Selanjutnya, atas izin Sang Guru, Ambo Dalle
pindah dan mendirikan MAI di Mangkoso pada 29 Syawal 1356 H. atau 21 Desember
1938. Mulai saat itulah, ia mendapat kehormatan penuh dari masyarakat dengan
gelar Gurutta Ambo Dalle. MAI Mangkoso ini kelak menjadi cikal bakal kelahiran
Organisasi Pendidikan Keagamaan bernama Darud Dakwah wal Irsyad (DDI).
Sementara itu, sepeninggal Gurutta H. As’ad, MAI
Sengkang diubah namanya menjadi Madrasah As’adiyah. Perubahan nama tersebut
sebagai bentuk penghormatan atas jasa-jasa Gurutta H. As’ad.

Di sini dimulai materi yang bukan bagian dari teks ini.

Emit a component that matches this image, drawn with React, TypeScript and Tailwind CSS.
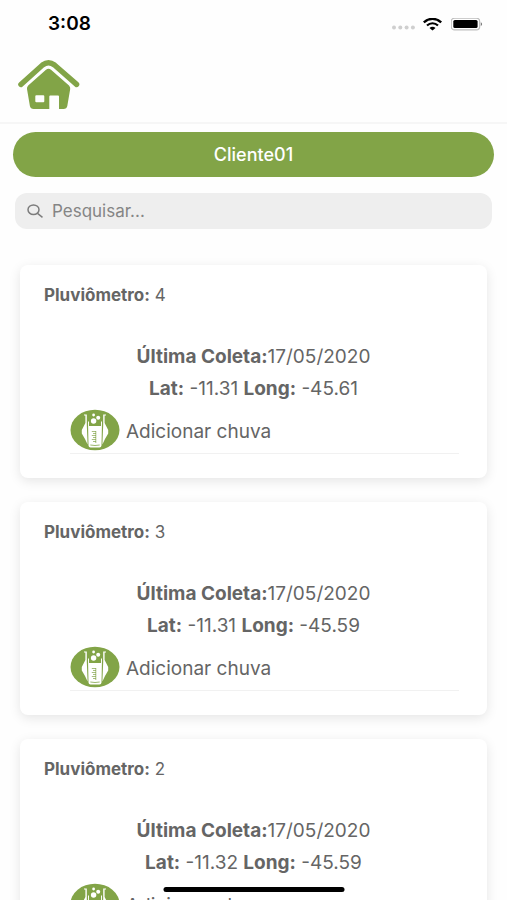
export interface Gauge {
  id: number;
  lastReading: string;
  lat: string;
  long: string;
}

const gauges: Gauge[] = [
  { id: 4, lastReading: '17/05/2020', lat: '-11.31', long: '-45.61' },
  { id: 3, lastReading: '17/05/2020', lat: '-11.31', long: '-45.59' },
  { id: 2, lastReading: '17/05/2020', lat: '-11.32', long: '-45.59' },
];

function StatusBar() {
  return (
    <div className="flex h-12 shrink-0 items-center justify-between pr-6 pl-12">
      <span className="text-[19px] font-semibold text-black">3:08</span>
      <div className="flex items-center gap-2">
        <svg width="23" height="6" viewBox="0 0 23 6" className="mt-2" fill="#cfcfcf">
          <circle cx="2" cy="2.5" r="2" />
          <circle cx="8.3" cy="2.5" r="2" />
          <circle cx="14.6" cy="2.5" r="2" />
          <circle cx="20.9" cy="2.5" r="2" />
        </svg>
        <svg width="20" height="13" viewBox="0 0 20 13" fill="none" stroke="#000">
          <path d="M.8 4.4C6 -.3 13 -.3 18.200 4.400" strokeWidth="2.4" />
          <path d="M4 7.500C7.200 4.500 11.800 4.500 15 7.500" strokeWidth="2.2" />
          <path d="M6.500 10C8.200 8.400 10.800 8.400 12.500 10L9.500 12.400Z" fill="#000" stroke="none" />
        </svg>
        <svg width="32" height="13" viewBox="0 0 32 13">
          <rect x=".2" y=".2" width="28.500" height="11.6" rx="3.4" fill="#fff" stroke="#bdbdbd" strokeWidth="1.2" />
          <rect x="2.3" y="1.9" width="24.300" height="8.2" rx="1.6" fill="#000" />
          <path d="M29.800 4.2C31.500 4.800 31.500 7.400 29.800 8Z" fill="#777" />
        </svg>
      </div>
    </div>
  );
}

function HomeIcon() {
  return (
    <svg width="62" height="50" viewBox="0 0 62 50" fill="#82a447">
      <path
        d="M2.9 24.4L24.500 5Q30.500 .6 36.500 5L58.600 24.400"
        fill="none"
        stroke="#82a447"
        strokeWidth="5.400"
        strokeLinecap="round"
      />
      <path
        fillRule="evenodd"
        d="M28 9.800Q30.500 7.800 33 9.800L51 25.500Q52.500 27 52.200 29L49.300 46Q48.700 49 45.500 49H41V36.500Q41 35.500 40 35.500H32.300Q31.300 35.500 31.300 36.500V49H15.700Q12.500 49 11.900 46L9 29Q8.700 27 10.200 25.500ZM18.300 35.200Q17.300 35.200 17.300 36.200V41.300Q17.300 42.300 18.300 42.300H25.300Q26.300 42.300 26.300 41.300V36.200Q26.300 35.200 25.300 35.200Z"
      />
    </svg>
  );
}

function RainIcon() {
  return (
    <svg width="50" height="42" viewBox="0 0 50 42" className="shrink-0">
      <ellipse cx="25" cy="21" rx="24.500" ry="20.300" fill="#82a447" />
      <g fill="#fff">
        <path d="M14 5.400H16.800V16L17.600 35.500L15 30L11.800 24.500V21L15.400 14V6.500H14Z" />
        <path d="M36 5.400H33.200V16L32.400 35.500L35 30L38.200 24.500V21L34.600 14V6.500H36Z" />
        <path d="M18 12.500H19V17H31V12.500H32L31.500 36.500Q31.400 38.600 29.400 38.600H20.600Q18.600 38.600 18.500 36.500Z" />
        <circle cx="23.600" cy="12" r="2.700" />
        <circle cx="28.200" cy="8.800" r="2" />
        <circle cx="23.600" cy="6" r="1.400" />
      </g>
      <path d="M20.300 36Q25 37 29.700 36" fill="none" stroke="#82a447" strokeWidth=".8" />
      <path
        d="M25.800 22V34M21.800 22.500H26M23 24.500H26M21.800 26.500H26M23 28.500H26M21.800 30.500H26M23 32.500H26"
        fill="none"
        stroke="#82a447"
        strokeWidth=".7"
      />
    </svg>
  );
}

function GaugeCard({ ...gauge }: Gauge) {
  return (
    <div className="rounded-lg bg-white px-6 pt-4 pb-6 shadow-[0_3px_12px_rgba(0,0,0,0.1)]">
      <p className="pt-1 text-[17px] leading-5">
        <b className="font-bold">Pluviômetro:</b> {gauge.id}
      </p>
      <div className="mt-9 text-center text-[19px] leading-8">
        <p>
          <b className="font-bold">Última Coleta:</b>
          {gauge.lastReading}
        </p>
        <p>
          <b className="font-bold">Lat:</b> {gauge.lat} <b className="font-bold">Long:</b> {gauge.long}
        </p>
      </div>
      <div className="mt-1 mr-1 ml-[26px] border-b border-[#f1f1f1]">
        <button className="flex w-full items-center gap-1.5 pb-0.5 text-left text-[19px] leading-6">
          <RainIcon />
          <span className="pt-1">Adicionar chuva</span>
        </button>
      </div>
    </div>
  );
}

export default function App() {
  return (
    <div className="relative flex h-screen flex-col overflow-hidden bg-[#fefefe] font-[Inter,sans-serif] text-[#656565]">
      <StatusBar />
      <header className="shrink-0 border-b-2 border-[#f6f6f6] px-[18px] pt-3 pb-3">
        <a href="#" aria-label="Home" className="inline-block align-top">
          <HomeIcon />
        </a>
      </header>
      <main>
        <div className="px-[13px] pt-2">
          <button className="h-[45px] w-full rounded-full bg-[#82a447] text-lg font-medium text-white">
            Cliente01
          </button>
        </div>
        <div className="px-[15px] pt-4">
          <label className="flex h-9 items-center gap-2 rounded-xl bg-[#eeeeee] px-3">
            <svg width="17" height="14" viewBox="0 0 17 14" fill="none" stroke="#7c7c7c" strokeWidth="1.500">
              <ellipse cx="6.500" cy="5.700" rx="5.500" ry="4.800" />
              <path d="M10.500 9.300L15.500 13.300" />
            </svg>
            <input
              type="search"
              aria-label="Pesquisar"
              placeholder="Pesquisar..."
              className="h-9 min-w-0 flex-1 bg-transparent text-[17px] outline-none placeholder:text-[#858585]"
            />
          </label>
        </div>
        <div className="flex flex-col gap-6 px-5 pt-9">
          {gauges.map((gauge) => (
            <GaugeCard key={gauge.id} {...gauge} />
          ))}
        </div>
      </main>
      <div className="absolute bottom-2 left-1/2 h-[5px] w-[181px] -translate-x-1/2 rounded-full bg-black" />
    </div>
  );
}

Berkat dukungan dan simpati dari pemerintah dan
masyarakat Mangkoso, pertumbuhan dan perkembangan Madrasah yang dipimpin oleh
Ambo Dalle ini sangat pesat. Hal ini terbukti dengan banyaknya permintaan dari
luar daerah untuk membuka cabang MAI Mangkoso. Untuk merespons permintaan itu,
dibukalah cabang MAI Mangkoso diberbagai daerah.
c. Dakwah
Pengabdiannya yang total dan kepemimpinannya yang
adil, lekat di jiwa para murid dan pencintanya. Akan sulit menemukan figure
Ulama seperti beliau dalam sepak terjang perjuangannya di dalam menegakkan
Syiar Agama.
Perkembangan Agama Islam di Indonesia pada
umumnya dan Sulawesi Selatan pada khususnya tidak terlepas dari sepak terjang
para tokoh dan Ulama dalam menyebarkan nilai-nilai ajaran Islam. Salah satu di
antaranya adalah K. H. Abdurrahman Ambo Dalle yang oleh murid-muridnya dan
masyarakat Bugis umumnya, lebih akrab disapa dengan Gurutta Ambo Dalle. Menurut
Nurhayati Djamas (dalam Nasruddin Anshoriy : 2009 XXVII), Gurutta Ambo Dalle
merupakan symbol anak zaman. Beliau hidup dalam 4 zaman, mulai Zamamn Feodal,
Zaman Belanda, Zaman Belanda, hingga Zaman Kemerdekaan yang berhasil
mencerdaskan murid-muridnya dan masyarakat luas pada umumnya melalui jalur
pendidikan, dakwah dengan kecerdasan intelektual dan kecerdasan social yang
dimilikinya.
d. Zaman
Jepang
Namun, masalah mulai mengintai ketika Jepang
masuk dan menancapkan kuku-kuku imperialis di Bumi Sulawesi Selatan. Proses
belajar dan mengajar di Madrasah ini mulai menghadapi kesulitan karena
Pemerintah Jepang tidak mengizinkan pengajaran seperti ini yang dilakukan di
Madrasah.
Untuk mengatasi masalah ini, Ambo Dalle tidak
kehilangan siasat. Ia pun mengambil inisiatif. Pelajaran yang sebelumnya
dilakukan di dalam kelas dipindahkan ke Masjid dan rumah-rumah Guru. Kaca pada
bagian pintu dan jendela Masjid dicat hitam agar pada malam hari cahay lampu
tidak tembut keluar. Setiap kelas dibagi dan diserahkan kepada seorang Guru
secara berkelompok dan mengambil tempat dimana saja asal dianggap aman dan bisa
menampung semua anggota kelompok. Sewaktu-waktu, pada malam hari dilarang
menggunakan lampu.
Bukannya sepi peminat, justru siasat yang
dilakukan Ambo Dalle ini mengundang masyarakat sekitar untuk mendaftarkan
anak-anak mereka belajar di Madrasah milik Ambo Dalle. Bahkan cara yang
ditempuhnya ini membuat Madrasah tersebut luput dari oengawasan Jepang.
e. Tanda
Kehormatan
Dari beberapa rangkain yang dilakukan beliau dari
zaman ke zaman, beliau menerima beberapa penghargaan baik dari Pemerintah
maupun Lembaga Pendidikan diantaranya : Tanda Kehormatan Bintang MAHAPUTRA
NARARYA dari Presiden B. J. Habibie pada tahun 1999, Tanda Perhargaan dari
Pemerintah Daerah Tingkat II Kab. Wajo sebagai PUTRA DAERAH BERPRESTASI pada
tahun 1998, Penghargaan dari Universitas Muslim Indonesia sebagai TOKOH
PENDIDIK BIDANG AGAMA SE-INDONESIA TIMUR pada tahun 1986.
f. Buku
Salah satu biografi tentang Gurutta Ambo Dalle di
tulis oleh Nazaruddin berjudul “AMBO DALLE MAHA GURU DARI BUMI BUGIS”.